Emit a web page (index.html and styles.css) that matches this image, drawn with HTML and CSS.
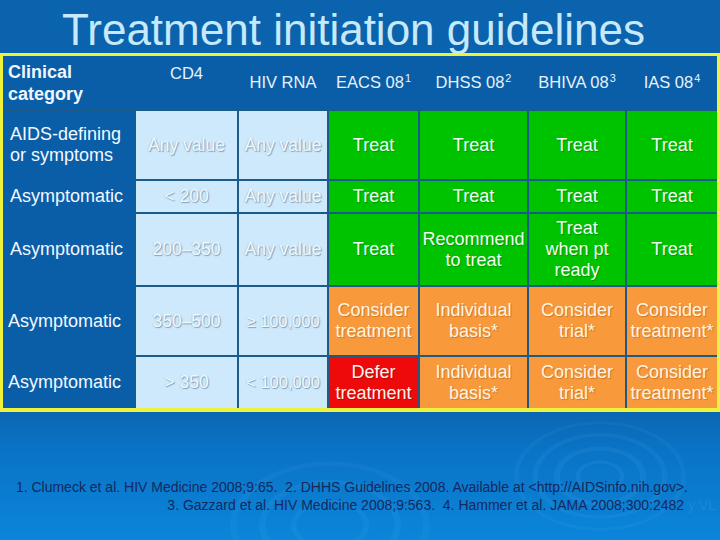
FILE: index.html
```html
<!DOCTYPE html>
<html lang="en">
<head>
<meta charset="utf-8">
<title>Treatment initiation guidelines</title>
<link rel="stylesheet" href="styles.css">
</head>
<body>
<div class="slide">
  <h1 class="title">Treatment initiation guidelines</h1>
  <div class="frame">
    <table class="grid">
      <colgroup>
        <col class="c-cat"><col class="c-cd4"><col class="c-rna"><col class="c-eacs"><col class="c-dhss"><col class="c-bhiva"><col class="c-ias">
      </colgroup>
      <thead>
        <tr class="r-head">
          <th class="cat">Clinical<br>category</th>
          <th class="hd cd4">CD4</th>
          <th class="hd">HIV RNA</th>
          <th class="hd">EACS 08<sup>1</sup></th>
          <th class="hd">DHSS 08<sup>2</sup></th>
          <th class="hd">BHIVA 08<sup>3</sup></th>
          <th class="hd">IAS 08<sup>4</sup></th>
        </tr>
      </thead>
      <tbody>
        <tr class="r1">
          <th class="lbl">AIDS-defining<br>or symptoms</th>
          <td class="lt">Any value</td>
          <td class="lt">Any value</td>
          <td class="gr">Treat</td>
          <td class="gr">Treat</td>
          <td class="gr">Treat</td>
          <td class="gr">Treat</td>
        </tr>
        <tr class="r2">
          <th class="lbl">Asymptomatic</th>
          <td class="lt">&lt; 200</td>
          <td class="lt">Any value</td>
          <td class="gr">Treat</td>
          <td class="gr">Treat</td>
          <td class="gr">Treat</td>
          <td class="gr">Treat</td>
        </tr>
        <tr class="r3">
          <th class="lbl">Asymptomatic</th>
          <td class="lt">200–350</td>
          <td class="lt">Any value</td>
          <td class="gr">Treat</td>
          <td class="gr">Recommend<br>to treat</td>
          <td class="gr">Treat<br>when pt<br>ready</td>
          <td class="gr">Treat</td>
        </tr>
        <tr class="r4">
          <th class="lbl lbl-tight">Asymptomatic</th>
          <td class="lt">350–500</td>
          <td class="lt num">≥ 100,000</td>
          <td class="or">Consider<br>treatment</td>
          <td class="or">Individual<br>basis*</td>
          <td class="or">Consider<br>trial*</td>
          <td class="or">Consider<br>treatment*</td>
        </tr>
        <tr class="r5">
          <th class="lbl lbl-tight">Asymptomatic</th>
          <td class="lt">&gt; 350</td>
          <td class="lt num">&lt; 100,000</td>
          <td class="rd">Defer<br>treatment</td>
          <td class="or">Individual<br>basis*</td>
          <td class="or">Consider<br>trial*</td>
          <td class="or">Consider<br>treatment*</td>
        </tr>
      </tbody>
    </table>
  </div>
  <div class="refs">
    <p class="ref ref-1">1. Clumeck et al. HIV Medicine 2008;9:65.&nbsp; 2. DHHS Guidelines 2008. Available at &lt;http://AIDSinfo.nih.gov&gt;.</p>
    <p class="ref ref-2">3. Gazzard et al. HIV Medicine 2008;9:563.&nbsp; 4. Hammer et al. JAMA 2008;300:2482<span class="ghost"> y VL</span></p>
  </div>
</div>
</body>
</html>
```

FILE: styles.css
```css
html, body {
  margin: 0;
  padding: 0;
}

body {
  width: 720px;
  height: 540px;
  overflow: hidden;
  font-family: "Liberation Sans", Arial, sans-serif;
  background-color: #0b64ae;
}

.slide {
  width: 720px;
  height: 540px;
  background:
    radial-gradient(ellipse 88px 56px at 600px 476px,
      transparent 0 22%,
      rgba(120, 200, 255, 0.08) 23% 27%,
      transparent 28% 45%,
      rgba(120, 200, 255, 0.08) 46% 52%,
      transparent 53% 70%,
      rgba(120, 200, 255, 0.07) 71% 76%,
      transparent 77% 92%,
      rgba(120, 200, 255, 0.06) 93% 97%,
      transparent 98%),
    radial-gradient(ellipse 110px 70px at 330px 525px,
      transparent 0 30%,
      rgba(120, 200, 255, 0.07) 31% 35%,
      transparent 36% 58%,
      rgba(120, 200, 255, 0.07) 59% 64%,
      transparent 65% 84%,
      rgba(120, 200, 255, 0.06) 85% 90%,
      transparent 91%),
    linear-gradient(#0b63ad 0, #0b65b0 405px, #0a73c6 450px, #0a86da 540px);
}

.title {
  margin: 0;
  height: 53px;
  box-sizing: border-box;
  padding: 7px 13px 0 0;
  font-size: 44px;
  line-height: 46px;
  font-weight: normal;
  text-align: center;
  color: #c6e9fb;
  white-space: nowrap;
}

.frame {
  width: 720px;
  box-sizing: border-box;
  border: 3px solid #eef23a;
  border-bottom-width: 4px;
  background: #0a5ea7;
}

.grid {
  width: 714px;
  table-layout: fixed;
  border-collapse: collapse;
  border-style: hidden;
}

.c-cat { width: 132px; }
.c-cd4 { width: 103px; }
.c-rna { width: 90px; }
.c-eacs { width: 91px; }
.c-dhss { width: 109px; }
.c-bhiva { width: 98px; }
.c-ias { width: 91px; }

.r-head { height: 54px; }
.r1 { height: 70px; }
.r2 { height: 33px; }
.r3 { height: 73px; }
.r4 { height: 70px; }
.r5 { height: 52px; }

.grid th,
.grid td {
  padding: 0 2px;
  text-align: center;
  vertical-align: middle;
  white-space: nowrap;
  border: 2px solid #1c5a8a;
}

.grid thead th {
  background: #0a5ea7;
  color: #e6f2fc;
  font-weight: normal;
  font-size: 16.5px;
  line-height: 21px;
  border-top-color: #0a5ea7;
  border-left-color: #0a5ea7;
  border-right-color: #0a5ea7;
  border-bottom-color: #1c5a8a;
}

.grid thead th.cat {
  text-align: left;
  padding-left: 5px;
  font-size: 18px;
  line-height: 22px;
  font-weight: bold;
  color: #eef6ff;
}

.grid thead th.cd4 {
  vertical-align: top;
  padding-top: 7px;
}

.grid sup {
  font-size: 0.66em;
  line-height: 0;
  vertical-align: 0.55em;
  margin-left: 1px;
}

.grid .lbl {
  background: #0a5ea7;
  color: #f3f8ff;
  font-weight: normal;
  font-size: 18px;
  line-height: 21px;
  text-align: left;
  padding-left: 7px;
  border-top-color: #0a5ea7;
  border-bottom-color: #0a5ea7;
  border-left-color: #0a5ea7;
  border-right-color: #0f5c9a;
}

.grid .lbl-tight {
  padding-left: 5px;
}

.grid td {
  font-size: 18px;
  line-height: 21px;
}

.grid .lt {
  background: #cde9fb;
  color: #eef8ff;
  font-size: 17.5px;
  text-shadow: 1px 1px 1px rgba(70, 100, 130, 0.55), -1px 0 0 rgba(150, 175, 195, 0.35);
}

.grid .lt.num {
  font-size: 16.5px;
  padding: 0;
}

.grid .gr {
  background: #00c300;
  color: #f2fff0;
  text-shadow: 1px 1px 1px rgba(0, 70, 0, 0.35);
}

.grid .or {
  background: #f8993b;
  color: #fff5e2;
  text-shadow: 1px 1px 1px rgba(120, 60, 0, 0.35);
}

.grid .rd {
  background: #ee0a0a;
  color: #fff3ec;
  text-shadow: 1px 1px 1px rgba(90, 0, 0, 0.35);
}

.refs {
  margin-top: 67px;
  color: #16285c;
  font-size: 14px;
  line-height: 17.5px;
}

.ref {
  margin: 0;
  text-align: right;
  white-space: nowrap;
}

.ref-1 {
  padding-right: 32px;
}

.ref-2 {
  padding-right: 4px;
}

.ghost {
  color: rgba(190, 225, 255, 0.1);
}
```
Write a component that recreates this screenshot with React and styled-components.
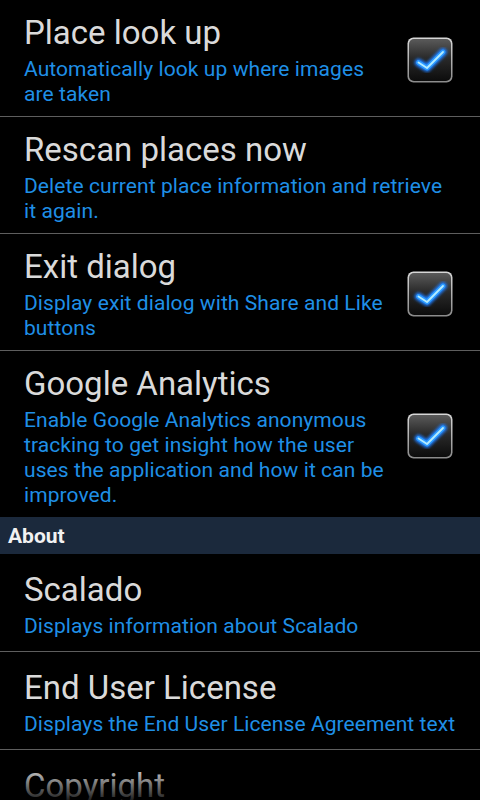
import React from "react";
import styled, { createGlobalStyle } from "styled-components";

const GlobalStyle = createGlobalStyle`
  html, body { margin: 0; padding: 0; background: #000; }
  body { width: 480px; height: 800px; overflow: hidden; font-family: Roboto, "Noto Sans", sans-serif; }
`;

const Screen = styled.div`
  position: relative;
  width: 480px;
  height: 800px;
  overflow: hidden;
  background: #000;
`;

const List = styled.div`
  display: flex;
  flex-direction: column;
`;

const Row = styled.div`
  display: flex;
  align-items: center;
  min-height: ${(p) => (p.$single ? "97px" : "0")};
  padding: ${(p) => (p.$single ? "16px" : "13px")} ${(p) => (p.$check ? "27px" : "24px")}
    ${(p) => (p.$single ? "12px" : "9px")} 24px;
  box-sizing: border-box;
  border-bottom: ${(p) => (p.$last ? "none" : "1px solid #5e5e5e")};
`;

const Texts = styled.div`
  flex: 1;
  display: flex;
  flex-direction: column;
  min-width: 0;
`;

const Title = styled.div`
  font-size: 33px;
  line-height: 39px;
  color: #dadada;
  white-space: nowrap;
`;

const Summary = styled.div`
  margin-top: 5px;
  font-size: 21px;
  line-height: 25px;
  letter-spacing: 0.08px;
  color: #1f8fe6;
`;

const CheckWrap = styled.div`
  flex: none;
  margin-left: 16px;
  width: 46px;
  height: 46px;
`;

const Header = styled.div`
  height: 37px;
  display: flex;
  align-items: center;
  padding-left: 8px;
  background: #1b293c;
  color: #f2f2f2;
  font-weight: bold;
  font-size: 21px;
`;

const Fade = styled.div`
  position: absolute;
  left: 0;
  right: 0;
  bottom: 0;
  height: 34px;
  background: linear-gradient(to bottom, rgba(0,0,0,0), rgba(0,0,0,0.85));
  pointer-events: none;
`;

function CheckBox() {
  return (
    <CheckWrap>
      <svg width="46" height="46" viewBox="0 0 46 46">
        <defs>
          <linearGradient id="cbBorder" x1="0" y1="0" x2="0" y2="1">
            <stop offset="0" stopColor="#d8d8d8" />
            <stop offset="1" stopColor="#8a8a8a" />
          </linearGradient>
          <linearGradient id="cbFill" x1="0" y1="0" x2="0" y2="1">
            <stop offset="0" stopColor="#5a5a5a" />
            <stop offset="0.45" stopColor="#2a2a2a" />
            <stop offset="1" stopColor="#0c0c0c" />
          </linearGradient>
          <filter id="glow" x="-30%" y="-30%" width="160%" height="160%">
            <feGaussianBlur stdDeviation="1.8" />
          </filter>
        </defs>
        <rect x="0.5" y="0.5" width="45" height="45" rx="6" fill="url(#cbBorder)" />
        <rect x="2" y="2" width="42" height="42" rx="5" fill="url(#cbFill)" />
        <path d="M11.5 25.5 L20 31 L36 15" fill="none" stroke="#1a7dff" strokeWidth="7.5" strokeLinecap="round" strokeLinejoin="round" filter="url(#glow)" />
        <path d="M11.5 25.5 L20 31 L36 15" fill="none" stroke="#2d9bff" strokeWidth="4.8" strokeLinecap="round" strokeLinejoin="round" />
        <path d="M11.5 25.5 L20 31 L36 15" fill="none" stroke="#b4ecff" strokeWidth="1.8" strokeLinecap="round" strokeLinejoin="round" />
      </svg>
    </CheckWrap>
  );
}

function Pref({ title, summary, check, single, last }) {
  return (
    <Row $check={check} $single={single} $last={last}>
      <Texts>
        <Title>{title}</Title>
        <Summary>{summary}</Summary>
      </Texts>
      {check && <CheckBox />}
    </Row>
  );
}

export default function App() {
  return (
    <Screen>
      <GlobalStyle />
      <List>
        <Pref title="Place look up" summary="Automatically look up where images are taken" check />
        <Pref title="Rescan places now" summary="Delete current place information and retrieve it again." />
        <Pref title="Exit dialog" summary="Display exit dialog with Share and Like buttons" check />
        <Pref
          title="Google Analytics"
          summary="Enable Google Analytics anonymous tracking to get insight how the user uses the application and how it can be improved."
          check
          last
        />
        <Header>About</Header>
        <Pref title="Scalado" summary="Displays information about Scalado" single />
        <Pref title="End User License" summary="Displays the End User License Agreement text" single />
        <Pref title="Copyright" summary="Copyright information" single />
      </List>
      <Fade />
    </Screen>
  );
}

--------------------

Given task
Using the listing above, return all lines where the word "index" occurs.

Task answer
Emit a web page (index.html and styles.css) that matches this image, drawn with HTML and CSS.
FILE: index.html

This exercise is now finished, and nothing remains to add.